I rilievi cui esso è affidato risultano, infatti, privi di qualunque riferimento all’ermeneusi della norma di cui al D.Lgs. n. 286 del 1998, art. 5, comma 6, offerta da questa Corte regolatrice (Sez. 1 -, n. 4455 del 23/02/2018, Rv. 647298 – 01; Sez. 6 – 1, n. 17072 del 28/06/2018, Rv. 649648 – 01), che, di recente, ha trovato l’autorevole avallo del Supremo Collegio nomofilattico (Sez. U, n. 29459 del 13/11/2019, Rv. 656062 02): interpretazione, secondo la quale, ai fini del riconoscimento della protezione umanitaria, occorre operare la valutazione comparativa della situazione soggettiva e oggettiva del richiedente con riferimento al Paese di origine, in raffronto alla situazione d’integrazione raggiunta nel paese di accoglienza, senza che abbiano rilievo, quindi, il livello di integrazione raggiunto in Italia o l’eventuale condizione di vulnerabilità allegata, quali elementi isolatamente ed astrattamente considerati.

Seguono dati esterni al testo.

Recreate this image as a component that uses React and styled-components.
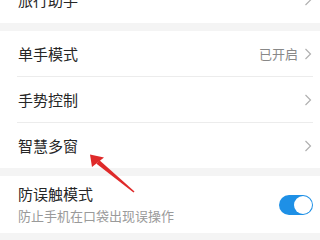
import React from 'react';
import styled, { createGlobalStyle } from 'styled-components';

const Global = createGlobalStyle`
  html, body {
    margin: 0;
    padding: 0;
    background: #f4f4f4;
    overflow: hidden;
  }
  body {
    font-family: "Noto Sans CJK SC", "Noto Sans", sans-serif;
  }
`;

const Page = styled.div`
  position: relative;
  width: 320px;
  height: 240px;
  overflow: hidden;
  background: #f4f4f4;
`;

const List = styled.div`
  margin-top: -23px;
  display: flex;
  flex-direction: column;
  gap: 8px;
`;

const Group = styled.div`
  background: #fff;
  display: flex;
  flex-direction: column;
`;

const Row = styled.div`
  height: ${(p) => p.h || 45}px;
  display: flex;
  align-items: center;
  padding: 0 8px 0 18px;
  box-sizing: border-box;
`;

const Divider = styled.div`
  height: 1px;
  background: #ececec;
  margin: 0 7px 0 17px;
`;

const Texts = styled.div`
  flex: 1;
  display: flex;
  flex-direction: column;
  gap: 5px;
`;

const Title = styled.div`
  font-size: 15px;
  line-height: 18px;
  color: #262626;
`;

const Sub = styled.div`
  font-size: 13px;
  line-height: 16px;
  color: #9a9a9a;
`;

const Value = styled.span`
  font-size: 13px;
  color: #888;
  margin-right: 6px;
`;

const Toggle = styled.div`
  width: 34px;
  height: 20px;
  border-radius: 10px;
  background: #1e90e6;
  display: flex;
  align-items: center;
  justify-content: flex-end;
  padding: 0 1px;
  box-sizing: border-box;
  margin-right: -1px;
`;

const Knob = styled.div`
  width: 18px;
  height: 18px;
  border-radius: 50%;
  background: #fff;
`;

const Overlay = styled.svg`
  position: absolute;
  left: 0;
  top: 0;
  pointer-events: none;
`;

const Chevron = () => (
  <svg width="8" height="12" viewBox="0 0 8 12">
    <path d="M1.5 1 L6.5 6 L1.5 11" fill="none" stroke="#b0b0b0" strokeWidth="1.2" />
  </svg>
);

const Item = ({ title, value }) => (
  <Row>
    <Texts>
      <Title>{title}</Title>
    </Texts>
    {value && <Value>{value}</Value>}
    <Chevron />
  </Row>
);

export default function App() {
  return (
    <Page>
      <Global />
      <List>
        <Group>
          <Row h={46}>
            <Texts>
              <Title>旅行助手</Title>
            </Texts>
            <Chevron />
          </Row>
        </Group>
        <Group>
          <Item title="单手模式" value="已开启" />
          <Divider />
          <Item title="手势控制" />
          <Divider />
          <Item title="智慧多窗" />
        </Group>
        <Group>
          <Row h={57}>
            <Texts>
              <Title>防误触模式</Title>
              <Sub>防止手机在口袋出现误操作</Sub>
            </Texts>
            <Toggle>
              <Knob />
            </Toggle>
          </Row>
        </Group>
      </List>
      <Overlay width="320" height="240" viewBox="0 0 320 240">
        <polygon points="96.5,163.8 99.5,160.2 134.5,191.4 133.5,192.6" fill="#df2a2a" />
        <polygon points="90,154.5 104,157.5 92,167" fill="#df2a2a" />
      </Overlay>
    </Page>
  );
}
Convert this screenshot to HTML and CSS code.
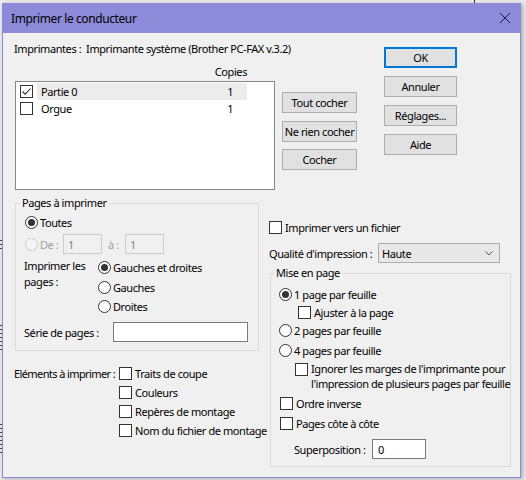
FILE: index.html
```html
<!DOCTYPE html>
<html lang="fr">
<head>
<meta charset="utf-8">
<title>Imprimer le conducteur</title>
<link rel="stylesheet" href="styles.css">
</head>
<body>
<div class="top-mark"></div>
<div class="ticks t1"></div>
<div class="ticks t2"></div>
<div class="ticks t3"></div>
<div class="window">
  <div class="titlebar">
    <span class="title">Imprimer le conducteur</span>
    <svg class="close" width="12" height="12" viewBox="0 0 12 12"><path d="M1 1 L11 11 M11 1 L1 11" stroke="#1c1c40" stroke-width="1" fill="none"/></svg>
  </div>
  <div class="client">
    <div class="top">
      <div class="top-left">
        <div class="printer">Imprimantes :&nbsp; Imprimante système (Brother PC-FAX v.3.2)</div>
        <div class="copies-head">Copies</div>
        <div class="list-row">
          <div class="listbox">
            <div class="item selected">
              <span class="cb checked"><svg width="11" height="11" viewBox="0 0 11 11"><path d="M1.5 5.5 L4.2 8.2 L9.5 2.5" stroke="#333" stroke-width="1.1" fill="none"/></svg></span>
              <span class="cell"><span>Partie 0</span><span>1</span></span>
            </div>
            <div class="item">
              <span class="cb"></span>
              <span class="cell"><span>Orgue</span><span>1</span></span>
            </div>
          </div>
          <div class="mid-buttons">
            <div class="btn b1">Tout cocher</div>
            <div class="btn b2">Ne rien cocher</div>
            <div class="btn b3">Cocher</div>
          </div>
        </div>
      </div>
      <div class="right-buttons">
        <div class="btn rbtn default">OK</div>
        <div class="btn rbtn">Annuler</div>
        <div class="btn rbtn">Réglages...</div>
        <div class="btn rbtn">Aide</div>
      </div>
    </div>
    <div class="bottom">
      <div class="bottom-left">
        <fieldset class="group pages">
          <legend>Pages à imprimer</legend>
          <div class="row r-toutes"><span class="radio on"></span><span>Toutes</span></div>
          <div class="row r-de">
            <span class="radio disabled"></span><span class="lbl-de dis">De :</span>
            <span class="input dis-input w39">1</span>
            <span class="lbl-a dis">à :</span>
            <span class="input dis-input w39">1</span>
          </div>
          <div class="sides">
            <div class="sides-label">Imprimer les<br>pages :</div>
            <div class="sides-opts">
              <div class="opt"><span class="radio on"></span><span>Gauches et droites</span></div>
              <div class="opt"><span class="radio"></span><span>Gauches</span></div>
              <div class="opt"><span class="radio"></span><span>Droites</span></div>
            </div>
          </div>
          <div class="row r-serie"><span class="lbl-serie">Série de pages :</span><span class="input w135"></span></div>
        </fieldset>
        <div class="elements">
          <div class="el-label">Eléments à imprimer :</div>
          <div class="el-opts">
            <div class="el"><span class="cb"></span><span>Traits de coupe</span></div>
            <div class="el"><span class="cb"></span><span>Couleurs</span></div>
            <div class="el"><span class="cb"></span><span>Repères de montage</span></div>
            <div class="el"><span class="cb"></span><span>Nom du fichier de montage</span></div>
          </div>
        </div>
      </div>
      <div class="bottom-right">
        <div class="row r-file"><span class="cb"></span><span>Imprimer vers un fichier</span></div>
        <div class="row r-quality">
          <span class="lbl-quality">Qualité d'impression :</span>
          <span class="select"><span>Haute</span><svg width="8" height="5" viewBox="0 0 8 5"><path d="M0.5 0.5 L4 4 L7.5 0.5" stroke="#555" stroke-width="1" fill="none"/></svg></span>
        </div>
        <fieldset class="group layout">
          <legend>Mise en page</legend>
          <div class="row m1"><span class="radio on"></span><span>1 page par feuille</span></div>
          <div class="row m2"><span class="cb"></span><span>Ajuster à la page</span></div>
          <div class="row m3"><span class="radio"></span><span>2 pages par feuille</span></div>
          <div class="row m4"><span class="radio"></span><span>4 pages par feuille</span></div>
          <div class="row m5"><span class="cb"></span><span class="two">Ignorer les marges de l'imprimante pour<br>l'impression de plusieurs pages par feuille</span></div>
          <div class="row m6"><span class="cb"></span><span>Ordre inverse</span></div>
          <div class="row m7"><span class="cb"></span><span>Pages côte à côte</span></div>
          <div class="row m8"><span class="lbl-super">Superposition :</span><span class="input w54">0</span></div>
        </fieldset>
      </div>
    </div>
  </div>
</div>
</body>
</html>
```
FILE: styles.css
```css
* { box-sizing: border-box; }
html, body { margin: 0; padding: 0; }
body {
  width: 526px;
  height: 480px;
  overflow: hidden;
  background: #e9e9ec;
  font-family: "Noto Sans", "Open Sans", sans-serif;
  font-size: 11px;
  letter-spacing: -0.42px;
  color: #000;
  position: relative;
}
.top-mark {
  position: absolute;
  left: 474px;
  top: 0;
  width: 1px;
  height: 3px;
  background: #333;
}
.ticks {
  position: absolute;
  left: 0;
  width: 2px;
  background: repeating-linear-gradient(to bottom, #444 0, #444 1px, transparent 1px, transparent 4px);
}
.t1 { top: 240px; height: 12px; }
.t2 { top: 325px; height: 26px; }
.t3 { top: 424px; height: 29px; }
.window {
  margin: 3px 0 0 2px;
  width: 519px;
  height: 475px;
  border: 1px solid #8d8ad9;
  border-top: 0;
  background: #f0f0f0;
  box-shadow: 2px 1px 4px rgba(0,0,0,0.25);
  display: flex;
  flex-direction: column;
}
.titlebar {
  height: 30px;
  flex: none;
  margin: 0 -1px;
  background: #8d8ad9;
  display: flex;
  align-items: center;
  justify-content: space-between;
  padding: 0 10px 0 9px;
  font-size: 12px;
  letter-spacing: -0.4px;
}
.close { display: block; }
.client {
  flex: 1;
  padding-left: 11px;
}
.top { display: flex; }
.top-left { width: 370px; padding-top: 8px; }
.printer { height: 16px; line-height: 16px; white-space: nowrap; }
.copies-head { margin-top: 7px; height: 16px; line-height: 16px; width: 233px; text-align: right; }
.list-row { display: flex; margin-top: 1px; }
.listbox {
  margin-left: 1px;
  width: 260px;
  height: 109px;
  border: 1px solid #828790;
  background: #fff;
  padding-top: 1px;
}
.item { height: 17px; display: flex; align-items: center; padding-left: 4px; }
.cell {
  margin-left: 4px;
  width: 210px;
  height: 17px;
  display: flex;
  align-items: center;
  justify-content: space-between;
  padding: 0 14px 0 4px;
}
.selected .cell { background: #ececec; }
.mid-buttons { margin-left: 7px; padding-top: 11px; display: flex; flex-direction: column; }
.btn {
  height: 21px;
  background: #e1e1e1;
  border: 1px solid #adadad;
  display: flex;
  align-items: center;
  justify-content: center;
  white-space: nowrap;
}
.mid-buttons .btn { width: 75px; }
.b2 { margin-top: 8px; }
.b3 { margin-top: 7px; }
.right-buttons { margin-top: 14px; display: flex; flex-direction: column; gap: 8px; }
.rbtn { width: 73px; }
.default { border-color: #0078d7; box-shadow: inset 0 0 0 1px #0078d7; }

.cb {
  width: 13px;
  height: 13px;
  border: 1px solid #333;
  background: #fff;
  flex: none;
  display: flex;
  align-items: center;
  justify-content: center;
}
.cb svg { display: block; }
.radio {
  width: 13px;
  height: 13px;
  border: 1px solid #333;
  border-radius: 50%;
  background: #fff;
  flex: none;
  display: flex;
  align-items: center;
  justify-content: center;
  margin-right: 2px;
}
.radio.on::after {
  content: "";
  width: 7px;
  height: 7px;
  border-radius: 50%;
  background: #333;
}
.radio.disabled { border-color: #cfcfcf; background: #f4f4f4; }
.dis { color: #a0a0a0; }
.input {
  height: 20px;
  border: 1px solid #7a7a7a;
  background: #fff;
  display: flex;
  align-items: center;
  padding-left: 4px;
  flex: none;
}
.dis-input { border-color: #cccccc; background: #f0f0f0; color: #838383; }
.w39 { width: 39px; }
.w135 { width: 135px; }
.w54 { width: 54px; padding-left: 5px; }

.bottom { display: flex; }
.bottom-left { width: 255px; }
.group {
  margin: 0;
  padding: 0 0 0 8px;
  border: 1px solid #dcdcdc;
  min-width: 0;
}
.group legend {
  padding: 0 2px;
  line-height: 14px;
  height: 14px;
}
.row { display: flex; align-items: center; height: 16px; white-space: nowrap; }
.row .cb { margin-right: 3px; }

.pages {
  margin: 6px 0 0 1px;
  width: 244px;
  height: 155px;
}
.pages legend { margin-left: -4px; }
.r-toutes { margin-top: 4px; padding-left: 1px; }
.r-de { margin-top: 4px; height: 20px; padding-left: 1px; }
.lbl-de { width: 23px; }
.lbl-a { margin-left: 6px; width: 17px; }
.sides { display: flex; margin-top: 4px; height: 58.5px; }
.sides-label { width: 74px; line-height: 15.5px; padding-top: 0; }
.sides-opts { display: flex; flex-direction: column; }
.opt { display: flex; align-items: center; height: 19.5px; white-space: nowrap; }
.r-serie { margin-top: 5.5px; height: 20px; }
.lbl-serie { width: 89px; }

.elements { display: flex; margin-top: 12.5px; }
.el-label { width: 105px; height: 19px; line-height: 19px; white-space: nowrap; letter-spacing: -0.6px; }
.el-opts { display: flex; flex-direction: column; }
.el { display: flex; align-items: center; height: 19px; white-space: nowrap; }
.el .cb { margin-right: 3px; }

.bottom-right { width: 250px; }
.r-file { margin-top: 29px; }
.r-quality { margin-top: 8px; height: 20px; }
.lbl-quality { width: 109px; }
.select {
  width: 122px;
  height: 20px;
  border: 1px solid #adadad;
  background: #e8e8e8;
  display: flex;
  align-items: center;
  justify-content: space-between;
  padding: 0 6px 0 3px;
}
.select svg { display: block; }
.layout {
  margin: 3px 0 0 1px;
  width: 241px;
  height: 201px;
}
.layout legend { margin-left: -5px; }
.m1 { margin-top: 6px; }
.m2 { margin-top: 2px; padding-left: 19px; }
.m3 { margin-top: 2px; }
.m4 { margin-top: 4px; }
.m5 { margin-top: 4px; height: 29px; align-items: flex-start; padding-left: 16px; }
.m5 .cb { margin-top: 1px; }
.two { line-height: 14.5px; }
.m6 { margin-top: 4px; padding-left: 1px; }
.m7 { margin-top: 4px; padding-left: 1px; }
.m8 { margin-top: 8px; height: 20px; padding-left: 15px; }
.lbl-super { width: 78px; }
```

Poichè, infatti, il fine dell’indagine da compiersi è quello di verificare se il rimpatrio possa determinare per il richiedente la privazione della titolarità e dell’esercizio dei diritti umani, al di sotto del nucleo ineliminabile costitutivo dello statuto della dignità personale, in riferimento alla concessione del permesso di soggiorno per ragioni umanitarie, la condizione di “vulnerabilità” del richiedente deve essere verificata caso per caso, all’esito di una valutazione individuale della sua vita privata in Italia, comparata con la situazione personale vissuta prima della partenza ed alla quale si troverebbe esposto in caso di rimpatrio.

5. In conclusione, il ricorso deve essere dichiarato inammissibile. Le spese seguono la soccombenza e il doppio contributo deve essere versato se dovuto.

P.Q.M.

Dichiara inammissibile il ricorso e condanna il ricorrente al pagamento delle spese di lite, che liquida in Euro 2.100,00, oltre alle spese prenotate a debito. Il doppio contributo di cui al D.P.R. n. 115 del 2002, art. 13, comma 1-quater, andrà versato dal ricorrente ove ne ricorrano i presupposti.

Così deciso in Roma, nella Camera di consiglio, il 17 gennaio 2020.